If you're thinking the i7, I'd do just the baseline items ($2,400).  If you're going to do any upgrading, do the second one, with the i9 as it's base cpu. It'll have the 560x, plus the 512gb ssd & the i9 for $400 more (but would cost $600 to add to i7 base model).  Since they all can do eGPU's, doing the Vega's seems to be unnecessary unless you're a road warrior who's editing footage on a plane.

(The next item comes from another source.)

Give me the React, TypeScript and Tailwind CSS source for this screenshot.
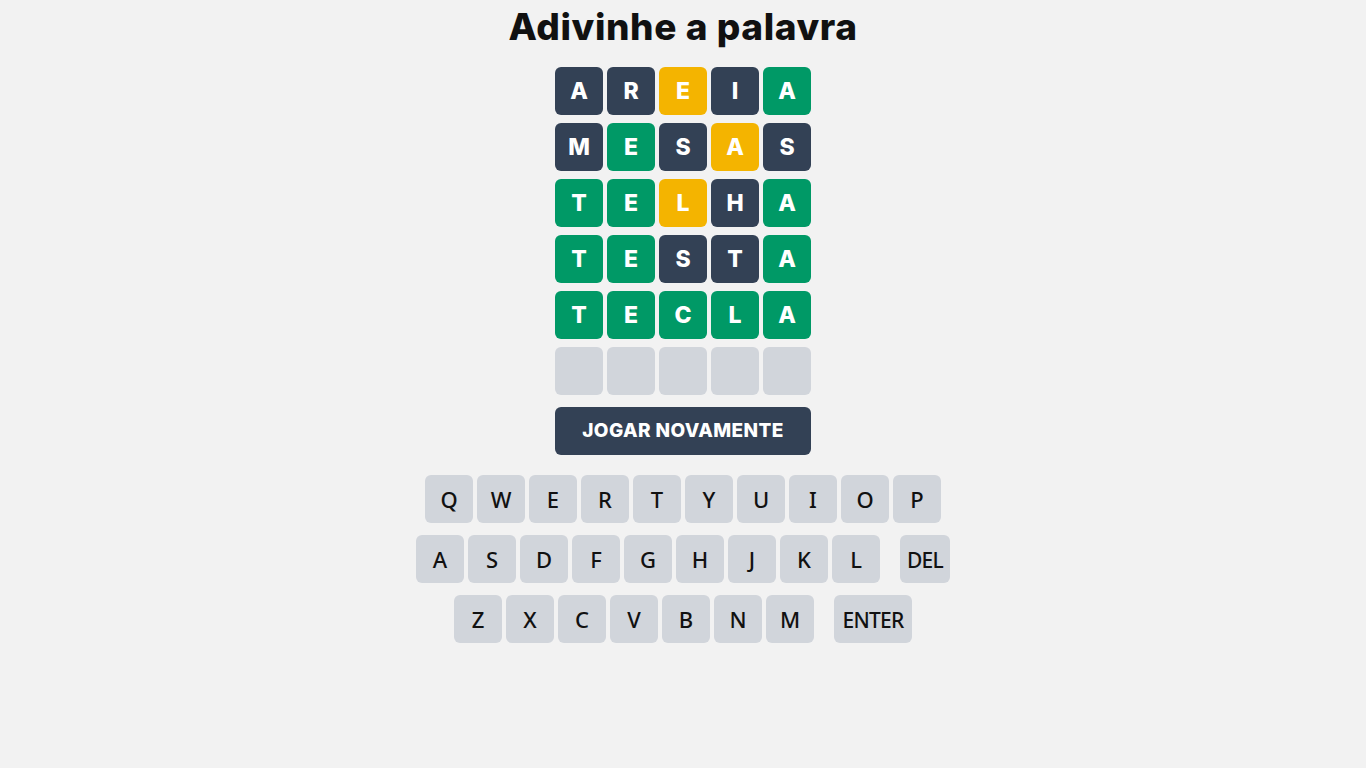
import React from 'react';

type Cell = { l: string; s: 'absent' | 'present' | 'correct' | 'empty' };

const rows: string[][] = [
  ['A', 'R', 'E', 'I', 'A'],
  ['M', 'E', 'S', 'A', 'S'],
  ['T', 'E', 'L', 'H', 'A'],
  ['T', 'E', 'S', 'T', 'A'],
  ['T', 'E', 'C', 'L', 'A'],
];

const states: Cell['s'][][] = [
  ['absent', 'absent', 'present', 'absent', 'correct'],
  ['absent', 'correct', 'absent', 'present', 'absent'],
  ['correct', 'correct', 'present', 'absent', 'correct'],
  ['correct', 'correct', 'absent', 'absent', 'correct'],
  ['correct', 'correct', 'correct', 'correct', 'correct'],
];

const tileColors = {
  absent: 'bg-[#334155] text-white',
  present: 'bg-[#f4b400] text-white',
  correct: 'bg-[#009966] text-white',
  empty: 'bg-[#d1d5db]',
};

const keyRows = [
  ['Q', 'W', 'E', 'R', 'T', 'Y', 'U', 'I', 'O', 'P'],
  ['A', 'S', 'D', 'F', 'G', 'H', 'J', 'K', 'L', 'DEL'],
  ['Z', 'X', 'C', 'V', 'B', 'N', 'M', 'ENTER'],
];

const heading = { fontFamily: 'Inter, "Noto Sans", sans-serif' };
const keyFont = { fontFamily: '"Noto Sans", "Open Sans", sans-serif' };

export default function App() {
  const grid: Cell[][] = [
    ...rows.map((r, i) => r.map((l, j) => ({ l, s: states[i][j] }))),
    Array.from({ length: 5 }, () => ({ l: '', s: 'empty' as const })),
  ];

  return (
    <div className="min-h-screen bg-[#f2f2f2] flex flex-col items-center">
      {/* Title */}
      <h1
        className="mt-[7px] h-10 text-[37px] leading-10 font-extrabold text-[#111] tracking-[0.6px]"
        style={heading}
      >
        Adivinhe a palavra
      </h1>

      {/* Board */}
      <div className="mt-[20px] flex flex-col gap-2">
        {grid.map((row, i) => (
          <div key={i} className="flex gap-1">
            {row.map((c, j) => (
              <div
                key={j}
                className={`w-12 h-12 rounded-md flex items-center justify-center text-[23px] font-extrabold ${tileColors[c.s]}`}
                style={heading}
              >
                {c.l}
              </div>
            ))}
          </div>
        ))}
      </div>

      <button
        className="mt-3 w-64 h-12 rounded-md bg-[#334155] text-white text-[19px] font-extrabold uppercase tracking-[0.4px]"
        style={heading}
      >
        Jogar novamente
      </button>

      {/* Keyboard */}
      <div className="mt-5 flex flex-col gap-3">
        {keyRows.map((row, i) => (
          <div key={i} className="flex justify-center gap-1">
            {row.map((k) => (
              <div
                key={k}
                className={`h-12 rounded-md bg-[#d1d5db] text-[#111] font-medium flex items-center justify-center ${
                  k === 'DEL'
                    ? 'ml-4 w-[50px] pt-[3px] text-[21px] tracking-[-0.8px]'
                    : k === 'ENTER'
                      ? 'ml-4 w-[78px] pt-[3px] text-[21px] tracking-[-0.8px]'
                      : 'w-12 text-[22px]'
                }`}
                style={keyFont}
              >
                {k}
              </div>
            ))}
          </div>
        ))}
      </div>
    </div>
  );
}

The one other thing I'd consider is how long you tend to keep a computer. Personally I'm at 1.5 years on my 15" 2017 MBP, and did over 6 years with the previous one (2011 with dedicated graphics, see earlier thread). If you keep a machine longer, or it's your one and only workstation, I might lean to the $2,800 model.  Otherwise the $2,400 (possibly with a larger ssd) would be my recommendation.  Just keep in mind that the 13" they sell only offers the Intel integrated option

I keep it until it breaks, usually. My current MacBook Pro is a little over six years old and is fine for everything I do with it save for photography. It's not my only machine. My policy is to buy the top of the range, or close to it, and keep it for a long time; my previous Pro lasted just over six years before its graphics suddenly collapsed completely, so I'm getting ready for it to happen again. If it won't benefit me, I don't want to waste money on a high-end graphics card which could be more usefully spent elsewhere (a faster processor or a larger SSD, for example).